Divieto retrocessioni, pro e contro del modello britannico

Si evitino posizioni aprioristiche. È la posizione di Maurizio Primanni, ceo di Excellence Consulting, che interviene così sulla controversia riguardante le commissioni di retrocessione. Excellence Consulting ha effettuato uno studio in cui ha confrontato il modello di consulenza finanziaria italiano con quello britannico, dove le commissioni di retrocessione sono state vietate con l’entrata in vigore della Rdr – Retail Distribution Review (il corrispettivo della nostra Mifid). Se si entra nei dettagli della ricerca, si evince che, circa i costi per il cliente, non esiste solo il bianco e il nero tra i due modelli. Oltremanica i clienti pagano al consulente in media l’1,9% (consulenza 0,8% + prodotti 1,1% – Fca 2020).

Analisi dei costi

Il costo dei prodotti è diminuito dopo l’introduzione il 31 dicembre 2012 della Rdr – Retail Distribution Review (il corrispettivo della nostra Mifid) che ha vietato appunto le retrocessioni, ma non vi è una evidenza certificata da parte della Fca della riduzione dei costi totali a carico del cliente, a causa del contemporaneo aumento delle commissioni di consulenza. In merito all’ Italia, non ci sono dati certificati da Consob sul costo medio totale (consulenza + prodotti) per il cliente, tuttavia, i dati della rilevazione annuale Esma di costi e performance dei prodotti d’investimento indicano che le commissioni di gestione sui fondi del nostro Paese sono le più elevate in Europa, anche se va pure menzionato che la tendenza degli ultimi anni è di decrescita.

Mancanza di percezione

Nel 2022 è stato rilevato da Esma per l’Italia un Ter (Total Expenses Ratio) del 2,05% per fondi azionari e di 1,19% per gli obbligazionari. Anche riguardo alla trasparenza dei costi, gli aspetti positivi o negativi non sono tutti da una parte o dall’altra. Se è vero che il pagamento diretto di una parcella (fee only) per la consulenza consente al cliente di valutare il rapporto qualità/ prezzo del servizio ricevuto, nel nostro Paese è vero che non c’è una chiara percezione di come vengano remunerati i consulenti (il 40% dei clienti ritiene che il consulente sia pagato solo dalla banca, mentre il 15% che svolga un servizio gratuito – fonte: Consob, 2021), tuttavia va anche menzionato che le banche, in ottemperanza a Mifid 2, devono rendere disponibile ai clienti il rendiconto dei costi, con dettaglio delle spese del cliente per consulenza e prodotti. Lo studio di Excellence si sofferma anche sulla disponibilità dei clienti a pagare per un servizio di consulenza.
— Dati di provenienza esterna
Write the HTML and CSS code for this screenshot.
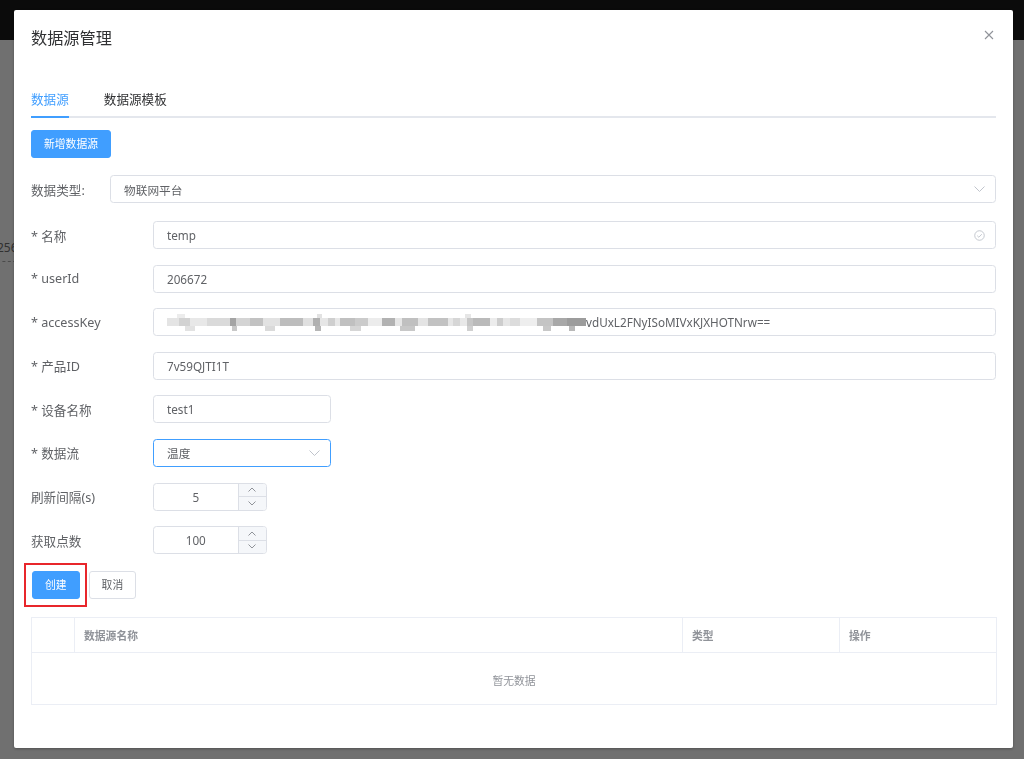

Nel Regno Unito il 51% degli adulti afferma di essere disposto a pagare per un consiglio sugli investimenti “se i costi fossero ragionevoli” (2020), mentre i clienti che non hanno chiesto la consulenza sarebbero disposti a pagare una parcella se inferiore all’1% del patrimonio (fonte: Fca). In Italia il 70% circa dei clienti non è disposto a pagare un servizio di consulenza (2021, fonte: Consob), dall’altra parte i servizi di consulenza a pagamento lanciati con successo sul mercato italiano dai principali player hanno a  oggi raggiunto una diffusione media sulla clientela non superiore al 30%- 35% (fonte: Excellence Consulting). Da non dimenticare che i due paesi sono diversi per disponibilità di risorse e hanno una differente composizione della clientela.

Realtà differenti

Nel Regno Unito la ricchezza finanziaria media è più alta che in Italia e i clienti con un patrimonio superiore al milione sono molti di più. Non va dimenticato che la  remunerazione della consulenza basata su commissioni avvantaggia i piccoli clienti che pagano un importo contenuto in valore assoluto e paragonabile ad altre spese che essi sostengono per altri prodotti o servizi professionali. “La nostra analisi ci fa capire che i due modelli hanno entrambi pregi e difetti e che essi si attagliano più o meno bene ai diversi Paesi anche in funzione delle loro caratteristiche”, conclude Primanni.